Kent went into practice with Jonas Cutting in 1831 and their partnership lasted 18 years. The two constructed the Jonas Cutting–Edward Kent House in Bangor's Broadway neighborhood, which is listed on the National Register of Historic Places as an example of the Greek Revival style.

Kent ended his public life as an associate justice of the Maine Supreme Judicial Court (1859–73). His law partner and neighbor Jonas Cutting served almost concurrently in the same position (1854–75). Kent's uncle Prentiss Mellen had been the first chief justice of the same court.

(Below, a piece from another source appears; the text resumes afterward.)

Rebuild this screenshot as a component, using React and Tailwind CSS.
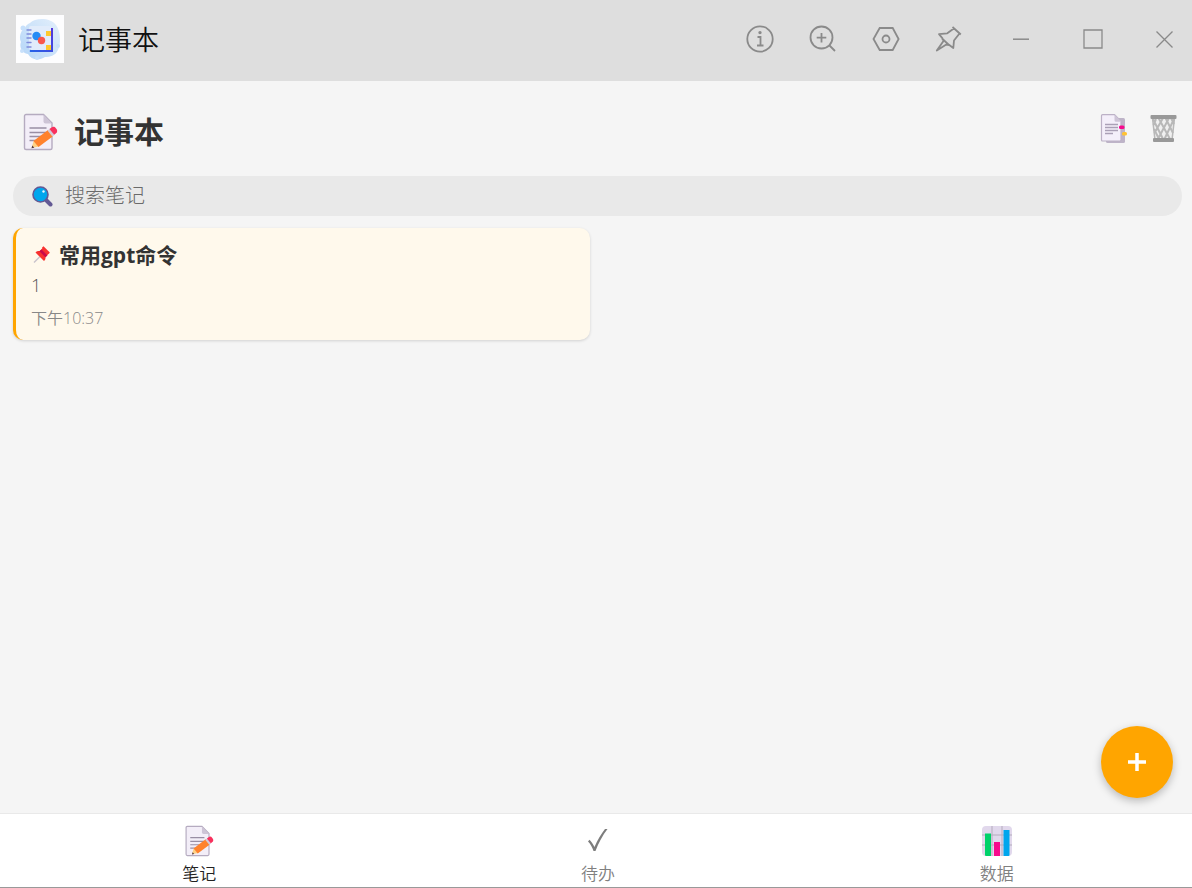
import { useState } from "react";

const MemoIcon = ({ className }) => (
  <svg className={className} viewBox="0 0 36 38" aria-hidden="true">
    <path d="M4 1.5h17.5L30 10v25a1.5 1.5 0 0 1-1.5 1.5H4A1.5 1.5 0 0 1 2.5 35V3A1.500 1.500 0 0 1 4 1.500z" fill="#f3eef8" stroke="#b5abc0" strokeWidth="1.4" />
    <path d="M21.5 1.5v7a2 2 0 0 0 2 2H30z" fill="#cdc4d6" />
    <path d="M7.500 15h17M7.500 19.500h17M7.500 23.500h12M7.500 27.500h8" stroke="#998ea4" strokeWidth="1.4" />
    <path d="M9.500 35l2.300-7.500 5.200 6z" fill="#ffd184" />
    <path d="M11.500 28L26 17l5 6.200L16.500 34z" fill="#ff822d" />
    <path d="M25.500 17.500l2.500-1.800 4.500 6-2 2z" fill="#d3cbd8" />
    <path d="M27.500 16l2-1.600c1.600-1.200 3.300-.6 4.200.6l.9 1.200c1 1.500.6 3-.6 4l-1.800 1.500z" fill="#f8315d" />
    <path d="M9.500 35.300l.8-2.800 2 2.200z" fill="#533a42" />
  </svg>
);

const PagesIcon = () => (
  <svg className="w-7 h-8" viewBox="0 0 28 32" aria-hidden="true">
    <rect x="6" y="5" width="19" height="25" rx="1.5" fill="#beb4c8" />
    <path d="M2.500 1.700H14.500l6.500 6.500V27a1 1 0 0 1-1 1H2.500a1 1 0 0 1-1-1V2.700a1 1 0 0 1 1-1z" fill="#f4effa" stroke="#bcb1c6" strokeWidth="1.200" />
    <path d="M14.500 1.500v5.700a1.500 1.500 0 0 0 1.500 1.500h5.500z" fill="#cdc4d6" />
    <path d="M5 11.500h13M5 14.500h13M5 17.500h13M5 20.500h8" stroke="#aaa0b6" strokeWidth="1.500" />
    <rect x="19" y="12.500" width="5.500" height="3.500" rx="1.500" fill="#f70a8d" />
    <rect x="22" y="19" width="5" height="3.500" rx="1.500" fill="#ffc233" />
  </svg>
);

const BasketIcon = () => (
  <svg className="w-7 h-8" viewBox="0 0 28 32" aria-hidden="true">
    <path d="M2.500 5h22L22 27H5z" fill="#f0f0f0" stroke="#b8b8b8" strokeWidth="1.500" />
    <path d="M3 6l10 20M8.500 5L20 26M15.500 5L23 20M21 5l3 6M6 6L3.500 12M13 5L4.500 20M19 5L8 26M24 6L14.500 26M4 16l5 10" fill="none" stroke="#b8b8b8" strokeWidth="2" />
    <rect x="0.500" y="2" width="26" height="4" rx="1" fill="#999" />
    <rect x="3" y="25" width="21" height="4" rx="1" fill="#999" />
  </svg>
);

const SearchIcon = () => (
  <svg className="w-[22px] h-[22px]" viewBox="0 0 22 22" aria-hidden="true">
    <path d="M14.500 14.500l5 5" stroke="#635994" strokeWidth="4" strokeLinecap="round" />
    <circle cx="9.500" cy="9.500" r="7.500" fill="#00a6ed" stroke="#635994" strokeWidth="1.600" />
    <circle cx="12.500" cy="6.500" r="1.200" fill="#e8f7ff" />
  </svg>
);

const PushpinIcon = () => (
  <svg className="w-[18px] h-[18px]" viewBox="0 0 18 18" aria-hidden="true">
    <path d="M1 16.500l6-6" stroke="#c9c3cc" strokeWidth="1.400" />
    <path d="M2.500 6.500C3.700 5 5.500 4.800 6.800 5L10 1.500l6 6-3.500 3.200c.2 1.800-.2 3.200-1.500 4.300z" fill="#f8312f" />
    <path d="M8.500 3.500l6 6-2 1.800L6.300 5.300z" fill="#ca0b4a" />
    <path d="M9 1.500L10.500.3 16.800 6.500 15.800 8z" fill="#f8312f" />
  </svg>
);

const ChartIcon = ({ className }) => (
  <svg className={className} viewBox="0 0 30 32" aria-hidden="true">
    <rect y="1" width="30" height="30" rx="4" fill="#e1d8ec" />
    <path d="M0 10h30M0 20h30M10 1v30M20 1v30" stroke="#b4acbc" strokeWidth="1" />
    <path d="M3 8.500h6V31H4q-1 0-1-1z" fill="#00d26a" />
    <path d="M12 17h6v14h-6z" fill="#f70a8d" />
    <path d="M21.500 5h6v25q0 1-1 1h-5z" fill="#00a6ed" />
  </svg>
);

const CheckIcon = ({ className }) => (
  <svg className={className} viewBox="0 0 30 32" aria-hidden="true">
    <path d="M5 16.500l1.500-1.700c1.700 1.500 3.700 4.500 5 7.200C14.500 15 18.500 8.500 22 4h2.500C19.500 10.500 15.500 18 12.500 26h-2C9.500 23 7.500 19 5 16.500z" fill="#7d7d7d" />
  </svg>
);

const AppLogo = () => (
  <svg className="w-12 h-12" viewBox="0 0 48 48" aria-hidden="true">
    <defs>
      <linearGradient id="cloud" x1="1" y1="0" x2="0" y2="1">
        <stop offset="0" stopColor="#e3effb" />
        <stop offset="1" stopColor="#b3d5f8" />
      </linearGradient>
      <linearGradient id="spine" x1="0" y1="1" x2="1" y2="0">
        <stop offset="0" stopColor="#2464e8" />
        <stop offset="1" stopColor="#5535d8" />
      </linearGradient>
    </defs>
    <rect width="48" height="48" fill="#fdfdfe" />
    <path d="M14 8c5-5 20-6 26 2 5 7 5 19 2 25-3 6-8 7-13 7-6 4-14 3-17-3-6-1-9-7-7-12-3-6 1-13 4-14 1-3 3-4 5-5z" fill="url(#cloud)" />
    <g fill="#c7e0fb">
      <circle cx="7" cy="13" r="2.500" />
      <circle cx="6" cy="36" r="2" />
      <circle cx="21" cy="43" r="2" />
      <circle cx="42" cy="31" r="2" />
    </g>
    <path d="M17 13h20v24H15q-2 0-1-2z" fill="url(#spine)" />
    <rect x="13" y="11" width="22" height="24" rx="2" fill="#e1ecfb" />
    <path d="M30 16h5v5h-5zM30 30h5v5h-5z" fill="#fdc92e" />
    <path d="M11 15h4M11 19h4M11 23h4M11 27.500h4M11 32h4" stroke="#7f8cdc" strokeWidth="1.400" strokeLinecap="round" />
    <circle cx="20.500" cy="21" r="4.200" fill="#258cf5" />
    <circle cx="25.500" cy="25.500" r="3.700" fill="#f8584e" />
  </svg>
);

const toolIcons = [
  {
    label: "关于",
    draw: (
      <>
        <circle cx="14" cy="14" r="12.700" />
        <path d="M11.500 12h3v8.500M11 20.500h6.500" />
        <circle cx="14" cy="7.600" r="0.800" fill="currentColor" />
      </>
    ),
  },
  {
    label: "放大",
    draw: (
      <>
        <circle cx="12.500" cy="12.500" r="11" />
        <path d="M12.500 8v9.500M7.700 12.700h9.600M20.500 20.500l5.500 5.500" />
      </>
    ),
  },
  {
    label: "设置",
    draw: (
      <>
        <path d="M7.700 3h13l5.900 11-5.900 11h-13L1.500 14z" />
        <circle cx="14" cy="14" r="3.500" />
      </>
    ),
  },
  {
    label: "置顶",
    draw: (
      <path
        d="M17.500 2l8.300 7.500M18.800 3.500l-6.500 4.800-8.300.8 3.300 4L8.500 16 1.800 25.500l9.500-6 3 .5 4 3 .7-7.500 5.500-7M7 13.500l7 6.500"
        strokeLinejoin="round"
      />
    ),
  },
];

const TitleBar = () => (
  <header className="flex items-center justify-between h-[81px] shrink-0 pl-4 bg-[#dedede]">
    <div className="flex items-center gap-[14px] pb-1">
      <AppLogo />
      <span className="pt-[2px] text-[27px] leading-9 font-[350] text-[#111]">记事本</span>
    </div>
    <div className="flex items-center text-[#8a8a8a] pb-[3px]">
      <div className="flex gap-[35px] mr-11">
        {toolIcons.map((icon) => (
          <button key={icon.label} type="button" aria-label={icon.label}>
            <svg className="w-7 h-7" viewBox="0 0 28 28" fill="none" stroke="currentColor" strokeWidth="1.800">
              {icon.draw}
            </svg>
          </button>
        ))}
      </div>
      <div className="flex gap-11 pr-[13px]">
        <button type="button" aria-label="最小化">
          <svg className="w-7 h-7" viewBox="0 0 28 28" stroke="currentColor" strokeWidth="1.500">
            <path d="M6 14.200h16" />
          </svg>
        </button>
        <button type="button" aria-label="最大化">
          <svg className="w-7 h-7" viewBox="0 0 28 28" fill="none" stroke="currentColor" strokeWidth="1.300">
            <path d="M5 5h18v18H5z" />
          </svg>
        </button>
        <button type="button" aria-label="关闭">
          <svg className="w-7 h-7" viewBox="0 0 28 28" stroke="currentColor" strokeWidth="1.300">
            <path d="M5.500 6.500l16 16M21.500 6.500l-16 16" />
          </svg>
        </button>
      </div>
    </div>
  </header>
);

const NoteCard = ({ title, content, time }) => (
  <article className="rounded-[10px] border-l-[3px] border-[#ffa500] bg-[#fff9ec] pl-[15px] pr-4 pt-[13px] pb-[10px] shadow-[0_1px_3px_rgba(0,0,0,0.15)]">
    <h2 className="flex items-center gap-2 pl-[2px] text-[21px] leading-7 font-bold text-[#333]">
      <PushpinIcon />
      {title}
    </h2>
    <p className="mt-1 text-lg leading-6 font-[350] text-[#555]">{content}</p>
    <time className="block mt-[9px] text-base leading-6 font-[350] text-[#888]">{time}</time>
  </article>
);

const tabs = [
  { id: "notes", label: "笔记", icon: MemoIcon },
  { id: "todo", label: "待办", icon: CheckIcon },
  { id: "data", label: "数据", icon: ChartIcon },
];

const notes = [{ id: 1, title: "常用gpt命令", content: "1", time: "下午10:37" }];

const App = () => {
  const [activeTab, setActiveTab] = useState("notes");
  const [keyword, setKeyword] = useState("");

  const visibleNotes = notes.filter((note) => note.title.includes(keyword));

  return (
    <div className="flex flex-col h-screen overflow-hidden bg-[#f5f5f5] font-['Open_Sans','Noto_Sans_CJK_SC',sans-serif]">
      <TitleBar />

      <main className="flex-1 pl-[13px] pr-[10px] pt-7">
        <div className="flex items-start justify-between h-[67px]">
          <h1 className="flex items-center gap-4 pl-[9px] text-[30px] leading-[46px] font-bold text-[#333]">
            <MemoIcon className="w-9 h-[38px]" />
            记事本
          </h1>
          <div className="flex gap-[22px] pt-1 pr-1">
            <button type="button" aria-label="笔记列表">
              <PagesIcon />
            </button>
            <button type="button" aria-label="回收站">
              <BasketIcon />
            </button>
          </div>
        </div>

        <label className="flex items-center gap-3 h-10 pl-[18px] pr-4 rounded-full bg-[#e9e9e9]">
          <SearchIcon />
          <input
            type="text"
            aria-label="搜索笔记"
            placeholder="搜索笔记"
            value={keyword}
            onChange={(e) => setKeyword(e.target.value)}
            className="flex-1 bg-transparent text-xl font-light text-[#333] placeholder:text-[#6a6a6a] outline-none"
          />
        </label>

        <div className="grid grid-cols-2 gap-[15px] mt-3">
          {visibleNotes.map((note) => (
            <NoteCard key={note.id} title={note.title} content={note.content} time={note.time} />
          ))}
        </div>
      </main>

      <button
        type="button"
        aria-label="新建笔记"
        className="fixed right-[19px] bottom-[90px] flex items-center justify-center size-[72px] rounded-full bg-[#ffa500] text-white shadow-[0_3px_8px_rgba(0,0,0,0.25)]"
      >
        <svg className="w-[18px] h-[18px]" viewBox="0 0 18 18" stroke="currentColor" strokeWidth="3.500" aria-hidden="true">
          <path d="M9 0v18M0 9h18" />
        </svg>
      </button>

      <nav className="shrink-0 h-[75px] bg-white border-t border-t-[#e9e9e9] border-b border-b-[#999]">
        <div className="grid grid-cols-3 -mr-1">
          {tabs.map((tab) => {
            const Icon = tab.icon;
            return (
              <button
                key={tab.id}
                type="button"
                onClick={() => setActiveTab(tab.id)}
                className={`flex flex-col items-center pt-[11px] text-[17px] leading-6 font-[350] ${
                  activeTab === tab.id ? "text-[#222]" : "text-[#808080]"
                }`}
              >
                <Icon className="w-[30px] h-8 mb-[5px]" />
                {tab.label}
              </button>
            );
          })}
        </div>
      </nav>
    </div>
  );
};

export default App;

Kent played a part in both instigating and resolving the Aroostook War.

Personal life 
While living in Rio de Janeiro, his wife and two children died of yellow fever. His surviving child died soon after they returned to Bangor. Kent married a second time, to Abigail Ann Rockwood who was the niece of first wife Sarah Johnston, and had one more child, Edward Kent Jr., who became the chief justice of the Arizona Territory Supreme Court.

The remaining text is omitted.